Completamente diverso.
L’attore a tutto tondo costruisce un personaggio, parte da una battuta scritta, la studia e ne estrapola un carattere e quel carattere si porta dietro un modo di camminare, di abbracciare, amare odiare e via dicendo. E’ l’attore che sceglie se il personaggio è, ad esempio, arrabbiato in quella scena, oppure no, e se lo è, quanto è arrabbiato. E una volta trovato il “quanto” bisogna scegliere il “come” manifesta quel “quanto”, addirittura se lo manifesta. E’ l’ atto di costruzione di una vita e di quello che c’è dietro, è il trionfo della fantasia, del cuore della “creazione”.
Il doppiatore questa scelta se la trova bella e fatta dall’attore che doppia. Qualcun altro ha scelto per lui. Il suo compito sarà quello di entrare in quella scelta, in quel corpo, in quell’anima-altro da sè e dare corpo al magico patto che c’è tra il doppiatore e lo spettatore.
Pensate: noi andiamo a vedere un film di R. Gere e sappiamo che l’attore sullo schermo è un attore americano, che in quella commedia si chiama Tom Jones e lo vediamo entrare, che so, nell’Empire State Building. Poi Richard Gere si rivolge a un altro attore e gli parla in italiano….. e per noi è la cosa più normale del mondo!!!! Anzi, se parlasse in americano, salteremmo sulla sedia. Meravigliosa magia!!!!

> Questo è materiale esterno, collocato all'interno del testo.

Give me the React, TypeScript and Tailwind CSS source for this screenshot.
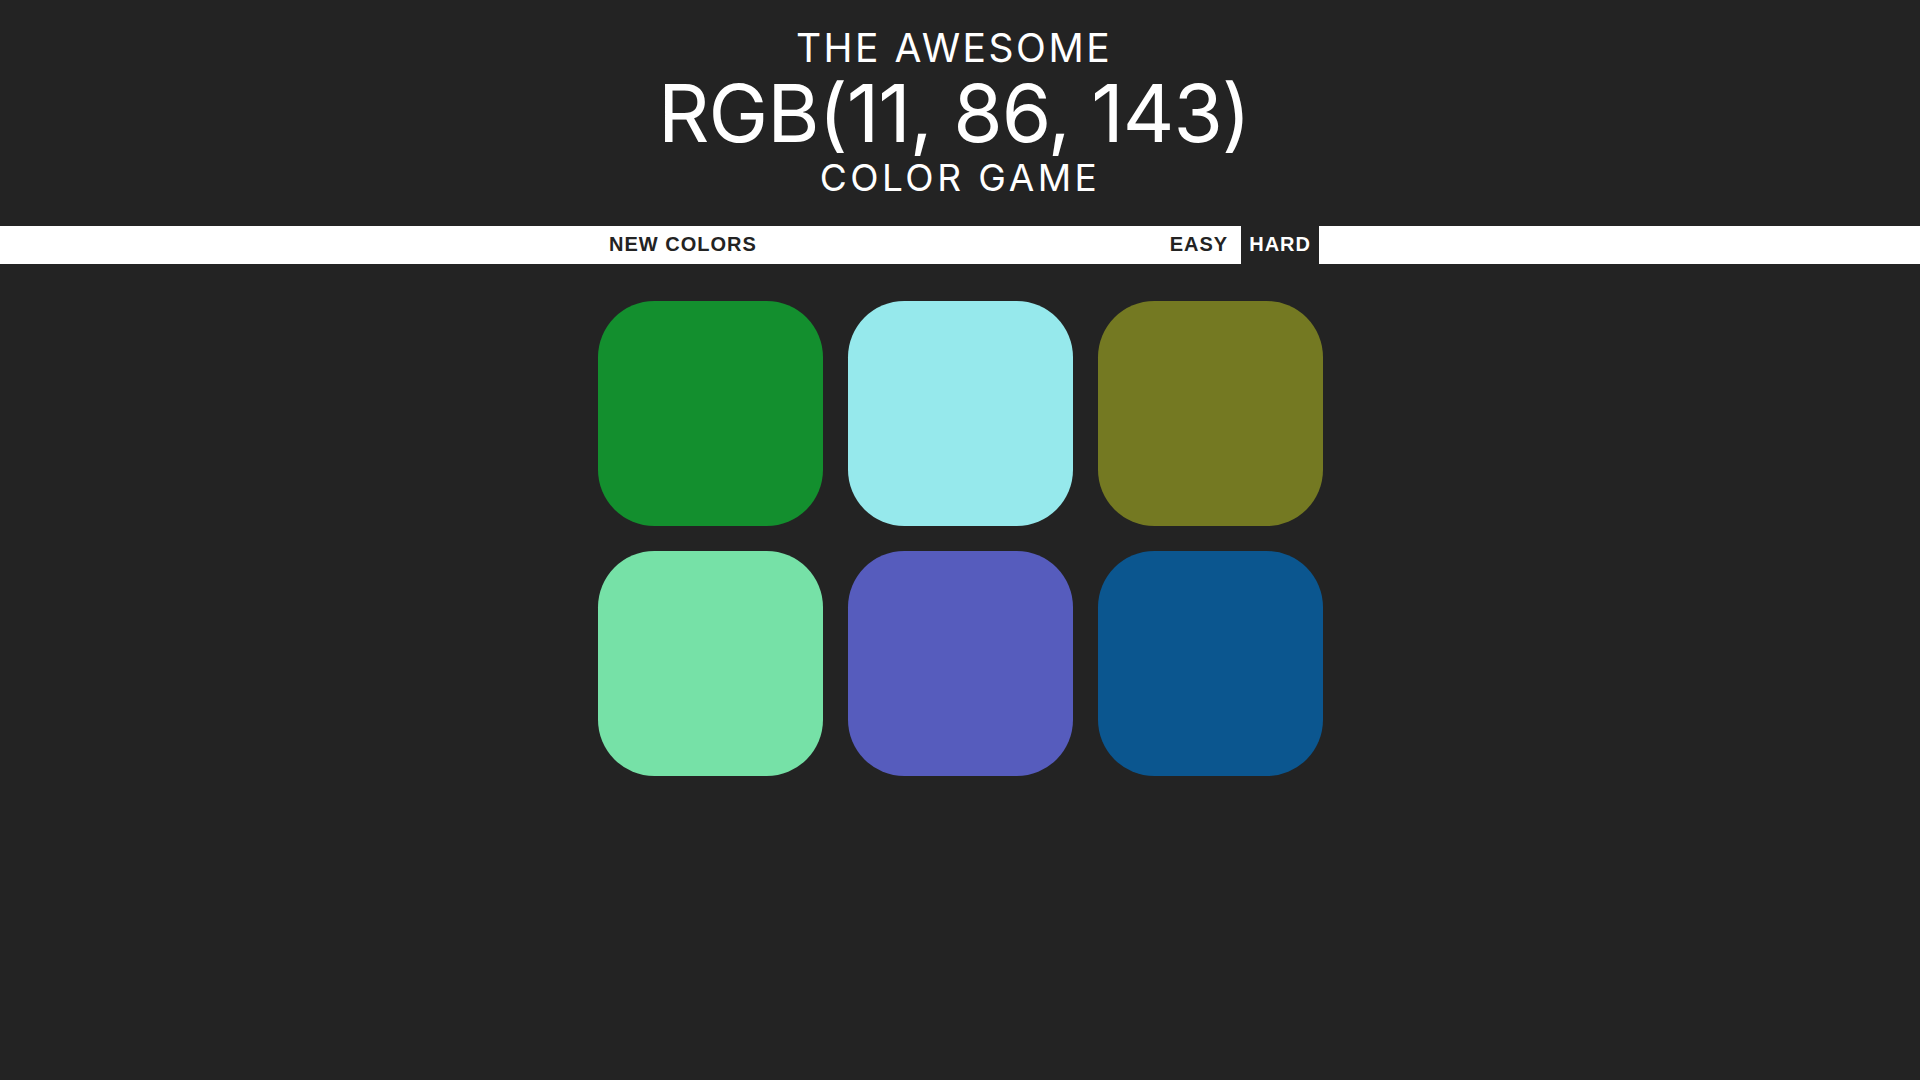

4) RIS, Distretto di Polizia, Provaci Ancora Prof, Cento Vetrine oltre e ora L’Onore e il Rispetto 3 e tanti altri, c’è un ruolo al quale si sente più legato?
Fermo restando che spesso un attore è legato all’ultima interpretazione, perché è ancora viva dentro di lui e quindi opterei per Amedeo di Le 3 rose di Eva che fa ancora capolino ogni tanto nelle mie giornate, mi sento particolarmente legato a Don Tano Mancuso, “il padrino” di L’onore e il rispetto.
Per tanti motivi.
La difficoltà del personaggio, l’aver lavorato accanto a una grande attrice come Giuliana De Sio, lo straordinario rapporto con i registi Alessio Inturri e Luigi Parisi, giovani di enormi capacità professionali e umane. Fare un “padrino” ha significato sentirsi un grande potere dentro, quasi un senso di onnipotenza e fare un grosso lavoro di controllo del mio corpo.
Ho dovuto abbassare il tono della voce perchè chi ha potere difficilmente alza il tono, perchè non è ha bisogno, basta che dica e tutti obbediscono. Un padrino si muove lentamente, ti comanda con uno sguardo e questo per me, che sono un carattere allegro ed energico, ha significato dover rallentare i ritmi del movimento. E’ stato fantastico dovermi misurare con un personaggio così lontano da me, così profondamente diverso. Ma è il bello dell’attore.
Anche a Cento Vetrine sono molto legato. Per me ha significato il ritorno alle scene dopo alcuni anni di assenza, in cui ho fatto solo il doppiatore. Ho riassaporato il gusto di creare un personaggio, di usare il corpo, lo sguardo, ho reimparato ad avere gli occchi addosso di chi ti guarda, dopo il buio tranquillizzante di una sala di doppiaggio.
Ma, se permettete, una piccola citazione vorrei farla. Ho interpretato un ruolo comico nel film “Qualunquemente” di Giulio Manfradonia, con Antonio Albanese. E’ stato fantastico. Io, che spesso faccio la parte del cattivo, perchè spesso, nel nostro mondo, vieni etichettato e finisci per fare gli stessi personaggi, interpretavo “L’invalido”, un buffo ometto, una specie di patetico gagà da 4 soldi di un paesino calabrese. Dopo anni di primari, colonnelli, imprenditori, magistrati e commissari un personaggio piccolo e divertente. Non so come Giulio abbia potuto pensare a me per quella parte, ma gliene sarò eternamente grato.
5) Chi le piacerebbe interpretare in futuro?
Se ci riferiamo al doppiaggio, devo dire che c’è un attore che rimpiango di non aver mai doppiato: George Clooney. Mi perdoni Francesco Pannofino, sua straordinaria voce italiana, ma mi sarebbe piaciuto tanto.
In scena invece mi piacerebbe interpretare Giuseppe Fava, il giornalista ucciso dalla mafia il 5 agosto 1984. Siciliano, come me, ha dato la vita per difendere i propri ideali. Un eroe del nostro tempo, con il suo grande coraggio e la sua straordinaria umanità. Che cosa provava Pippo? Cosa sentiva, quando sapeva di mettere a repentaglio la sua vita dicendo quelle scomode verità? Avere la possibilità di vivere queste emozioni e di rendere merito a un uomo così straordinario è il mio sogno.
6) I suoi prossimi progetti ?
Vacanze. Non penso ad altro. Giuro. Da domani.